Associate Professor, Core Division, Champlain College, USA

ORCID: orcid.org/0000-0002-6485-9549. Email: kwright@champlain.edu

Volume IX, Number 3, 2017 I Full Text PDF

DOI: 10.21659/rupkatha.v9n3.02

Received August 10, 2017; Revised September 12, 2017; Accepted September 15, 2017; Published September 20,  2017.

Abstract

The touchscreen is something other than a boundary between real and illusory worlds, or what Anne Friedberg (2009) calls a “virtual window” (p. 96). The aesthetics of that ‘something else’ is not determined by the technology itself, but by its use in a myriad of cultural practices including how it is represented as a commodity and an experience.

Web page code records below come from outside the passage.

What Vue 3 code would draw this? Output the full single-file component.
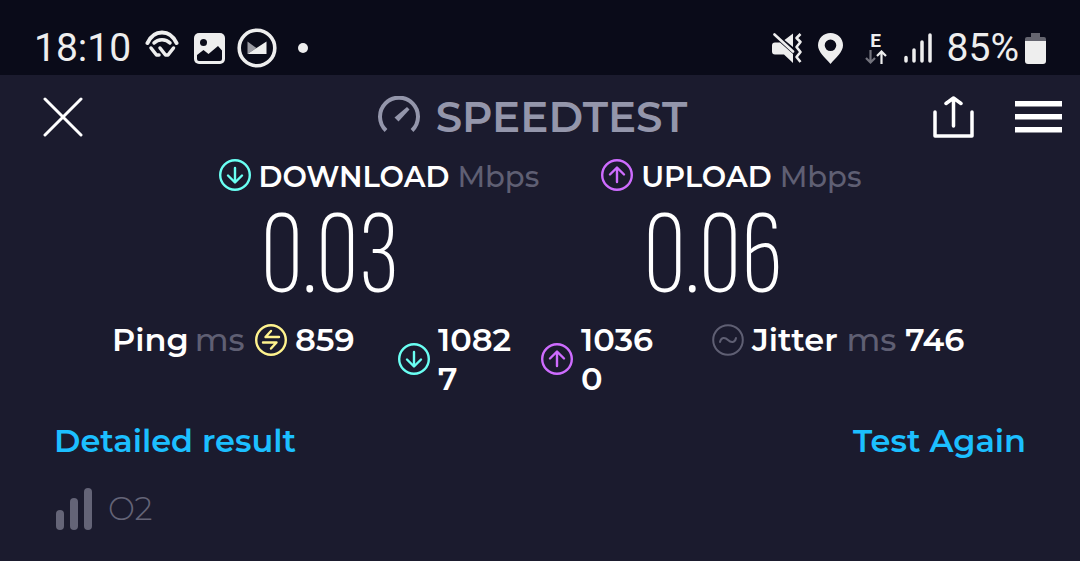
<script setup>
const arrows = { down: 'M16 9v14M9 16.500l7 7 7-7', up: 'M16 23V9M9 15.500l7-7 7 7' }
const speeds = [
  { name: 'DOWNLOAD', value: '0.03', dir: 'down' },
  { name: 'UPLOAD', value: '0.06', dir: 'up' },
]
const latencies = [
  { label: 'Download latency', value: '10827', dir: 'down' },
  { label: 'Upload latency', value: '10360', dir: 'up' },
]
</script>

<template>
  <div class="screen">
    <div class="status">
      <div class="side left">
        <span class="clock">18:10</span>
        <svg class="wifi" width="34" height="28" viewBox="0 0 34 28" fill="none" stroke="#eee" stroke-width="4" stroke-linecap="round">
          <path d="M2.500 13C6 5.500 11 2.500 17 2.500S28 5.500 31.500 13" />
          <path d="M9 13c4-4.500 12-4.500 16 0" stroke-width="3.500" />
          <path d="M6 18l5.500 7H14M28.500 18L23 25h-2.500L15 18" stroke-width="3.500" stroke-linejoin="round" />
        </svg>
        <svg class="photo" width="31" height="31" viewBox="0 0 31 31">
          <rect width="31" height="31" rx="5" fill="#eee" />
          <circle cx="9.500" cy="9.500" r="3.500" fill="#0a0b19" />
          <path d="M3 22l6.500-5 5 4L24 13l4 4.500V26q0 2-2 2H5q-2 0-2-2z" fill="#0a0b19" />
        </svg>
        <svg class="mail" width="40" height="40" viewBox="0 0 40 40">
          <circle cx="20" cy="20" r="17.800" fill="none" stroke="#eee" stroke-width="3.600" />
          <path d="M10.500 13.500L19.500 20l-9 6z" fill="#9a9aa2" />
          <path d="M10.500 26L19.500 20 29.500 13.500V26z" fill="#eee" />
        </svg>
        <span class="dot"></span>
      </div>
      <div class="side right">
        <svg class="mute" width="31" height="30" viewBox="0 0 31 30" fill="#eee">
          <path d="M3 9.500h5L21 21v9l-9-8.500H3q-3 0-3-3v-6q0-3 3-3zM12.500 7L21 .500V14z" />
          <path d="M2.500 1.500L21 18.500" fill="none" stroke="#eee" stroke-width="2.600" stroke-linecap="round" />
          <path d="M28.500 1l-4 4 4 4-4 5 4 5-4 5 4 5" fill="none" stroke="#eee" stroke-width="2.600" stroke-linejoin="round" />
        </svg>
        <svg class="pin" width="25" height="31" viewBox="0 0 25 31"><path fill="#eee" fill-rule="evenodd" d="M12.500 0C5.500 0 0 5.400 0 12.300 0 19 7 24.500 12.500 31 18 24.500 25 19 25 12.300 25 5.400 19.500 0 12.500 0zm0 6.500a5.800 5.800 0 1 1 0 11.600 5.800 5.800 0 0 1 0-11.600z" /></svg>
        <span class="network">
          <span>E</span>
          <svg width="22" height="14" viewBox="0 0 22 14" fill="none" stroke-width="2.200">
            <path d="M5.500 0v12M1 8l4.500 4.500L10 8" stroke="#73737d" />
            <path d="M16.500 14V2M12 6l4.500-4.500L21 6" stroke="#eee" />
          </svg>
        </span>
        <svg class="signal" width="29" height="30" viewBox="0 0 29 30" stroke="#eee" stroke-width="3.500" stroke-linecap="round"><path d="M2 24.500V28M10 17v11M18 9v19M26 2v26" /></svg>
        <span class="percent">85%</span>
        <svg class="battery" width="21" height="31" viewBox="0 0 21 31">
          <path d="M6 0h9v4h4q2 0 2 2v3H0V6q0-2 2-2h4z" fill="#65656f" />
          <path d="M0 8h21v20q0 3-3 3H3q-3 0-3-3z" fill="#eee" />
        </svg>
      </div>
    </div>

    <header>
      <button class="close" aria-label="Close"><svg width="40" height="40" viewBox="0 0 40 40" fill="none" stroke="#fff" stroke-width="3" stroke-linecap="round"><path d="M2 2l36 36M38 2L2 38" /></svg></button>
      <h1>
        <svg width="42" height="36" viewBox="0 0 42 36" fill="none" stroke="#9496ab" stroke-width="4">
          <path d="M8 34.500A19 19 0 1 1 34 34.500" />
          <path d="M29 11L31.500 13.500 20.500 25.500 16.500 21.500z" fill="#9496ab" stroke="none" />
        </svg>
        SPEEDTEST
      </h1>
      <div class="actions">
        <button aria-label="Share"><svg width="41" height="42" viewBox="0 0 41 42" fill="none" stroke="#fff" stroke-width="3.500" stroke-linecap="round" stroke-linejoin="round"><path d="M2 16v24h37V16M20.500 30V2M13 7.500l7.500-5.500L28 7.500" /></svg></button>
        <button aria-label="Menu"><svg width="47" height="32" viewBox="0 0 47 32" fill="#fff"><path d="M0 0h47v5.500H0zM0 13h47v5.500H0zM0 26h47v5.500H0z" /></svg></button>
      </div>
    </header>

    <main>
      <section class="speeds">
        <div v-for="s in speeds" :key="s.name">
          <h2>
            <svg :class="s.dir" class="ring" viewBox="0 0 32 32"><circle cx="16" cy="16" r="14.800" /><path :d="arrows[s.dir]" /></svg>
            <span>{{ s.name }} <span class="unit">Mbps</span></span>
          </h2>
          <p class="value">{{ s.value }}</p>
        </div>
      </section>

      <section class="ping">
        <div class="metric">
          <span class="label">Ping <span class="unit">ms</span></span>
          <svg class="ring idle" viewBox="0 0 32 32"><circle cx="16" cy="16" r="14.800" /><path d="M16 7l-5.500 6H24M8 18.500h13.500L16 24.500" /></svg>
          <span>859</span>
        </div>
        <div v-for="l in latencies" :key="l.dir" class="metric">
          <svg class="ring" :class="l.dir" role="img" :aria-label="l.label" viewBox="0 0 32 32"><circle cx="16" cy="16" r="14.800" /><path :d="arrows[l.dir]" /></svg>
          <span class="wrap">{{ l.value }}</span>
        </div>
        <div class="metric last">
          <svg class="ring jitter" viewBox="0 0 32 32"><circle cx="16" cy="16" r="14.800" /><path d="M8 18c1-5 5-5 8-2s7 3 8-2" /></svg>
          <span>Jitter <span class="unit">ms</span> 746</span>
        </div>
      </section>

      <nav>
        <a href="#details">Detailed result</a>
        <a href="#again">Test Again</a>
      </nav>

      <div class="carrier">
        <svg width="36" height="42" viewBox="0 0 36 42" fill="#646477"><rect y="22" width="8" height="20" rx="4" /><rect x="14" y="10" width="8" height="32" rx="4" /><rect x="28" width="8" height="42" rx="4" /></svg>
        <span>O2</span>
      </div>
    </main>
  </div>
</template>

<style>
body { background: #1b1b2e; }
</style>

<style scoped>
* { box-sizing: border-box; }
.screen { min-height: 100vh; background: #1b1b2e; color: #fff; font-family: Montserrat, Inter, sans-serif; font-weight: 600; }
svg { display: block; flex: none; }
h1, h2, p { margin: 0; }
button { padding: 0; border: 0; background: none; cursor: pointer; }
.status { display: flex; justify-content: space-between; padding: 21px 34px 0; height: 75px; background: #0a0b19; color: #eee; font: 400 39px/54px Roboto, sans-serif; }
.side { display: flex; align-items: center; height: 54px; }
.photo { margin-left: 15px; }
.wifi { margin-left: 14px; margin-top: -8px; }
.mail { margin-left: 12px; }
.dot { width: 10px; height: 10px; margin-left: 21px; border-radius: 50%; background: #eee; }
.pin { margin-left: 15px; }
.network { display: flex; flex-direction: column; align-items: center; margin-left: 22px; font: 700 19px/18px Roboto, sans-serif; }
.signal { margin-left: 17px; }
.percent { margin-left: 14px; }
.battery { margin-left: 6px; }
header { display: grid; grid-template-columns: 1fr auto 1fr; align-items: center; height: 84px; padding: 0 18px; }
h1 { display: flex; align-items: center; gap: 16px; margin-right: 15px; color: #9496ab; font-size: 42px; font-weight: 600; line-height: 48px; }
h1 svg { margin-bottom: 6px; }
.close { justify-self: start; margin-left: 25px; }
.actions { display: flex; align-items: center; justify-content: flex-end; gap: 41px; }
main { padding: 0 54px; }
.speeds { display: flex; justify-content: center; gap: 62px; }
h2 { display: flex; align-items: center; gap: 8px; font-size: 29px; font-weight: 600; line-height: 36px; }
h2 .ring { margin-bottom: 4px; }
.unit { color: #5f5f73; font-weight: 500; }
.value { padding-left: 42px; font: 200 121px/122px "Sofia Sans Extra Condensed", "Barlow Condensed", "Roboto Condensed", Roboto, sans-serif; }
.ring { width: 32px; height: 32px; fill: none; stroke-width: 2.400; stroke-linecap: round; stroke-linejoin: round; }
.down { stroke: #6afff3; }
.up { stroke: #ce6cff; }
.idle { stroke: #fff38e; }
.jitter { stroke: #5f5f73; stroke-width: 2; }
.ping { display: grid; grid-template-columns: 261px 118px 118px 284px; justify-content: center; align-items: start; column-gap: 25px; margin-top: 3px; font-size: 32px; line-height: 39px; }
.metric { display: flex; align-items: center; gap: 8px; white-space: nowrap; }
.label { display: flex; gap: 6px; min-width: 135px; }
.last { padding-left: 28px; }
.wrap { overflow-wrap: anywhere; white-space: normal; }
nav { display: flex; justify-content: space-between; margin-top: 23px; font-size: 32px; line-height: 40px; }
nav a { color: #1cbfff; text-decoration: none; }
.carrier { display: flex; align-items: center; gap: 16px; margin-top: 25px; padding-left: 2px; color: #646477; font-size: 32px; font-weight: 300; line-height: 45px; }
</style>
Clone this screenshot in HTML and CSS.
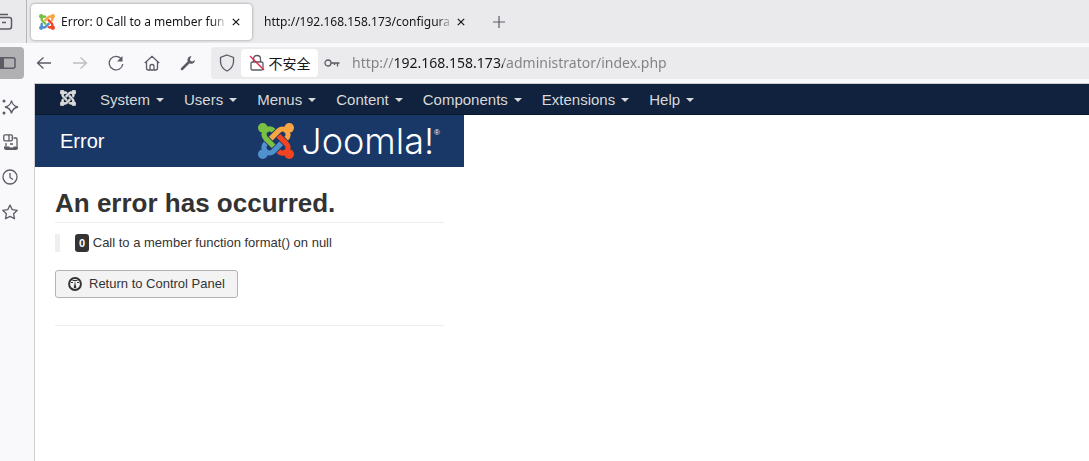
FILE: index.html
```html
<!DOCTYPE html>
<html lang="en">
<head>
    <meta charset="UTF-8">
    <meta name="viewport" content="width=device-width, initial-scale=1.0">
    <title>Error: 0 Call to a member function format() on null</title>
    <link rel="stylesheet" href="styles.css">
</head>
<body>
<svg class="defs" aria-hidden="true">
    <symbol id="arm" viewBox="0 0 24 24">
        <circle cx="3.2" cy="20.8" r="3.2" fill="currentColor"/>
        <path d="M15.5 13.6L10.2 18.9C8.6 20.4 6.4 20.3 5 18.9C3.6 17.4 3.6 15.1 5.2 13.6" fill="none" stroke="currentColor" stroke-width="3.5"/>
    </symbol>
    <symbol id="joomla" viewBox="0 0 24 24">
        <use href="#arm" width="24" height="24" class="blue"/>
        <use href="#arm" width="24" height="24" class="green" transform="rotate(90 12 12)"/>
        <use href="#arm" width="24" height="24" class="orange" transform="rotate(180 12 12)"/>
        <use href="#arm" width="24" height="24" class="red" transform="rotate(270 12 12)"/>
    </symbol>
    <symbol id="close" viewBox="0 0 10 10">
        <path d="M1 1l8 8M9 1l-8 8" fill="none" stroke="currentColor" stroke-width="1.5"/>
    </symbol>
</svg>

<div class="tabs">
    <button class="tab-list" aria-label="Recent tabs">
        <svg width="13" height="18" viewBox="0 0 13 18"><path d="M0 1.500h8M0 4.500h9.500q2 0 2 2v7q0 2.500-2.500 2.500H0M2 9.500h4" fill="none" stroke="currentColor" stroke-width="1.5"/></svg>
    </button>
    <div class="tab active">
        <svg class="favicon"><use href="#joomla"/></svg>
        <span class="tab-title">Error: 0 Call to a member fun</span>
        <button class="close" aria-label="Close tab"><svg width="8" height="8"><use href="#close"/></svg></button>
    </div>
    <div class="tab">
        <span class="tab-title">http://192.168.158.173/configura</span>
        <button class="close" aria-label="Close tab"><svg width="8" height="8"><use href="#close"/></svg></button>
    </div>
    <button class="new-tab" aria-label="New tab">
        <svg width="12" height="12" viewBox="0 0 12 12"><path d="M6 0v12M0 6h12" stroke="currentColor" stroke-width="1.2"/></svg>
    </button>
</div>

<div class="toolbar">
    <button class="sidebar-toggle" aria-label="Sidebar">
        <svg width="16" height="12" viewBox="0 0 16 12"><rect x="-2" y=".8" width="17" height="10.400" rx="2" fill="none" stroke="currentColor" stroke-width="1.5"/><path d="M0 1h4v10H0z" fill="currentColor"/></svg>
    </button>
    <div class="tools">
        <button aria-label="Back"><svg viewBox="0 0 16 16"><path d="M15 8H1.500M7.500 2.500L1.500 8l6 5.500"/></svg></button>
        <button aria-label="Forward" disabled><svg viewBox="0 0 16 16"><path d="M1 8h13.500M8.500 2.500l6 5.500-6 5.500"/></svg></button>
        <button aria-label="Reload"><svg viewBox="0 0 16 16"><path d="M13.500 4A6.800 6.800 0 1 0 14.800 9"/><path d="M14.500 1v5.500H9z" fill="currentColor" stroke="none"/></svg></button>
        <button aria-label="Home"><svg viewBox="0 0 16 16"><path d="M.8 8L8 1.300 15.200 8M2.500 7v6q0 2 2 2h7q2 0 2-2V7M6 15v-4q0-1.500 2-1.500t2 1.500v4"/></svg></button>
        <button aria-label="Tools"><svg viewBox="0 0 16 16"><path d="M2 14L9 7" stroke-width="2.500" stroke-linecap="round"/><path d="M11.500 1Q7 1.500 7.500 6l2.500 2.700Q14.500 9.500 15 5l-2.500 1.500-2-.5-.5-2z" fill="currentColor" stroke="none"/></svg></button>
    </div>
    <div class="urlbar">
        <svg class="shield" width="16" height="18" viewBox="0 0 16 18"><path d="M8 1l6.500 2.500V8q-.5 6-6.500 9Q2 14 1.500 8V3.500z"/></svg>
        <button class="insecure">
            <svg width="16" height="18" viewBox="0 0 16 18"><path d="M4.500 8V5q0-3.500 3.500-3.500T11.500 5v3M3.500 8h9q1.500 0 1.500 1.500v5q0 1.500-1.500 1.500h-9Q2 16 2 14.500v-5Q2 8 3.500 8"/><path class="strike" d="M1 2l14 14"/></svg>
            <span lang="zh-CN">不安全</span>
        </button>
        <svg class="key" width="16" height="10" viewBox="0 0 16 10"><circle cx="4" cy="5" r="3"/><path d="M7 5h8.500M13.500 5v3.500M10.500 5v2"/></svg>
        <input class="address" type="text" aria-label="Address" value="http://192.168.158.173/administrator/index.php">
    </div>
</div>

<div class="main">
    <div class="sidebar">
        <button aria-label="Assistant"><svg viewBox="0 0 18 18"><path d="M10.500 2.500Q11.500 8 17 9q-5.500 1-6.500 6.500Q9.500 10 4 9q5.500-1 6.500-6.500z"/><circle cx="3" cy="3" r="1.500" fill="currentColor" stroke="none"/><circle cx="3" cy="15" r="1.500" fill="currentColor" stroke="none"/></svg></button>
        <button aria-label="Synced tabs"><svg viewBox="0 0 18 18"><rect x="2.800" y="1.800" width="8.500" height="6" rx="1"/><path d="M8 2v6M5 10v3.500M12.500 5H15q1 0 1 1v7.500M9 11h3"/><path d="M3 13.500h5l1 1h3l1-1h4V15q0 2-2 2H5q-2 0-2-2z" fill="currentColor" stroke="none"/></svg></button>
        <button aria-label="History"><svg viewBox="0 0 18 18"><circle cx="9" cy="9" r="7"/><path d="M9 5v4.500l3 2"/></svg></button>
        <button aria-label="Bookmarks"><svg viewBox="0 0 18 18"><path stroke-linejoin="round" d="M9 2l2.200 4.600 5.100.7-3.700 3.500.9 5L9 13.400l-4.500 2.400.9-5L1.700 7.300l5.100-.7z"/></svg></button>
    </div>

    <div class="page">
        <nav class="navbar">
            <a class="brand" href="#" aria-label="Joomla"><svg width="16" height="16" viewBox="0 0 24 24"><g stroke="currentColor"><use href="#arm"/><use href="#arm" transform="rotate(90 12 12)"/><use href="#arm" transform="rotate(180 12 12)"/><use href="#arm" transform="rotate(270 12 12)"/></g></svg></a>
            <a href="#">System</a>
            <a href="#">Users</a>
            <a href="#">Menus</a>
            <a href="#">Content</a>
            <a href="#">Components</a>
            <a href="#">Extensions</a>
            <a href="#">Help</a>
        </nav>
        <div class="wrap">
            <header class="header">
                <div class="page-title">Error</div>
                <div class="logo">
                    <svg width="36" height="36"><use href="#joomla"/></svg>
                    <span>Joomla!</span><sup>®</sup>
                </div>
            </header>
            <section class="content">
                <h1>An error has occurred.</h1>
                <blockquote><span class="label">0</span> Call to a member function format() on null</blockquote>
                <button class="btn">
                    <svg width="14" height="14" viewBox="0 0 14 14"><circle cx="7" cy="7" r="5.900" fill="none" stroke="currentColor" stroke-width="2"/><path d="M7 3.500l1 6.500H6z" fill="currentColor"/><circle cx="7" cy="10" r="1.300" fill="currentColor"/><path d="M3 5.500h2M9 5.500h2M4.500 3.500h5" stroke="currentColor"/></svg>
                    Return to Control Panel
                </button>
                <hr>
            </section>
        </div>
    </div>
</div>
</body>
</html>
```
FILE: styles.css
```css
* {
    box-sizing: border-box;
}
body {
    margin: 0;
    min-height: 100vh;
    display: flex;
    flex-direction: column;
    font-family: "Liberation Sans", Arial, sans-serif;
    font-size: 13px;
    line-height: 18px;
    color: #333;
    background: #f9f9fb;
}
button {
    padding: 0;
    border: none;
    background: none;
    color: #5b5b66;
    font: inherit;
    display: flex;
    align-items: center;
    justify-content: center;
}
svg {
    display: block;
    flex: none;
}
.defs {
    position: absolute;
    width: 0;
    height: 0;
}
.blue { color: #5091cd; }
.green { color: #7ac143; }
.orange { color: #f9a541; }
.red { color: #f44321; }

/* tab strip */
.tabs {
    display: flex;
    align-items: center;
    height: 43px;
    background: #eaeaec;
    font-family: "Noto Sans", "Open Sans", sans-serif;
    font-size: 12px;
    color: #15141a;
}
.tab-list {
    width: 27px;
    height: 43px;
    justify-content: flex-start;
    border-right: 1px solid #b5b5b9;
}
.tab {
    display: flex;
    align-items: center;
    width: 221px;
    height: 36px;
    margin-left: 4px;
    padding: 0 12px 0 8px;
    border-radius: 4px;
}
.tab.active {
    background: #fff;
    box-shadow: 0 0 3px rgba(0, 0, 0, 0.4);
}
.favicon {
    width: 16px;
    height: 16px;
    margin-right: 6px;
}
.tab-title {
    flex: 1;
    overflow: hidden;
    white-space: nowrap;
    -webkit-mask-image: linear-gradient(to left, transparent, #000 16px);
    mask-image: linear-gradient(to left, transparent, #000 16px);
}
.close {
    width: 8px;
    margin-left: 4px;
    color: #15141a;
}
.new-tab {
    width: 36px;
    height: 36px;
    margin-left: 4px;
}

/* address bar */
.toolbar {
    display: flex;
    align-items: center;
    height: 40px;
}
.sidebar-toggle {
    width: 24px;
    height: 32px;
    justify-content: flex-start;
    background: #b1b1b3;
    border-radius: 0 4px 4px 0;
}
.tools {
    display: flex;
    margin: 0 5px 0 2px;
}
.tools button {
    width: 36px;
    height: 32px;
}
.tools button:disabled {
    color: #bdbdc2;
}
.tools svg {
    width: 16px;
    height: 16px;
}
.tools svg, .urlbar svg, .sidebar svg {
    fill: none;
    stroke: currentColor;
    stroke-width: 1.3;
}
.urlbar {
    flex: 1;
    display: flex;
    align-items: center;
    height: 32px;
    padding-left: 8px;
    color: #5b5b66;
    background: #ebebed;
    border-radius: 4px 0 0 4px;
}
.insecure {
    gap: 4px;
    width: 77px;
    height: 28px;
    margin: 0 6px;
    background: #fff;
    border-radius: 4px;
}
.insecure span {
    font-family: "Noto Sans CJK SC", sans-serif;
    font-size: 14px;
    color: #15141a;
}
.urlbar .strike {
    stroke: #e22850;
}
.address {
    flex: 1;
    height: 26px;
    margin-left: 12px;
    padding: 0 0 2px;
    border: none;
    outline: none;
    font-family: "Noto Sans", "Open Sans", sans-serif;
    font-size: 14px;
    color: transparent;
    background: linear-gradient(to right, #808084 42px, #15141a 42px, #15141a 151px, #808084 151px);
    -webkit-background-clip: text;
    background-clip: text;
}

/* sidebar */
.main {
    flex: 1;
    display: flex;
}
.sidebar {
    width: 34px;
    padding-top: 6px;
}
.sidebar button {
    width: 20px;
    height: 35px;
}
.sidebar svg {
    width: 18px;
    height: 18px;
}

/* admin page */
.page {
    flex: 1;
    background: #fff;
    border: 1px solid #cfcfd3;
    border-width: 1px 0 0 1px;
}
.navbar {
    display: flex;
    height: 31px;
    padding-left: 15px;
    background: #10223e;
    border-bottom: 1px solid #0b182c;
}
.navbar a {
    display: flex;
    align-items: center;
    padding: 1px 10px 0;
    font-size: 15px;
    color: #d9d9d9;
    text-decoration: none;
}
.navbar a::after {
    content: "";
    margin-left: 6px;
    border: 4px solid transparent;
    border-top-color: #d9d9d9;
    border-bottom: none;
}
.navbar .brand {
    width: 40px;
    padding: 0 0 2px 10px;
}
.navbar .brand::after {
    display: none;
}
.wrap {
    max-width: 429px;
}
.header {
    display: flex;
    align-items: center;
    justify-content: space-between;
    height: 52px;
    padding: 0 24px 0 25px;
    background: #1a3867;
    color: #fff;
}
.page-title {
    font-size: 20px;
}
.logo {
    display: flex;
    align-items: center;
    gap: 7px;
}
.logo span {
    font-family: Inter, Lato, sans-serif;
    font-size: 36px;
    font-weight: 300;
}
.logo sup {
    align-self: flex-start;
    margin-left: -7px;
    font-size: 8px;
    line-height: 20px;
}
.content {
    padding: 18px 20px;
}
h1 {
    margin: 0 0 11px;
    padding-bottom: 1px;
    border-bottom: 1px solid #eee;
    font-size: 26px;
    line-height: 36px;
}
blockquote {
    margin: 0 0 18px;
    padding-left: 15px;
    border-left: 5px solid #eee;
}
.label {
    display: inline-block;
    padding: 0 4px;
    background: #333;
    border-radius: 3px;
    font-size: 11px;
    font-weight: bold;
    color: #fff;
}
.btn {
    gap: 7px;
    height: 28px;
    padding: 0 12px;
    background: #f3f3f3;
    border: 1px solid #b3b3b3;
    border-radius: 3px;
    color: #333;
}
hr {
    margin: 27px 0 18px;
    border: none;
    border-top: 1px solid #eee;
}
```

This article examines the representation of touchscreen technology following the release of the iPhone in 2007, comparing a Nine Inch Nails rock concert and Blackberry commercial from 2008 with Bjork’s album/app Biophilia and an American Express advertisement from 2011. Comparing these media experiences reveals a representational shift that occurs between the introduction of the touchscreen and the cultural integration of this technology just three years later. A focus on breaking through the frame of the screen shifts into screen interfaces as the building blocks for the virtual construction of “hybrid space” (De Souza e Silva, 2006).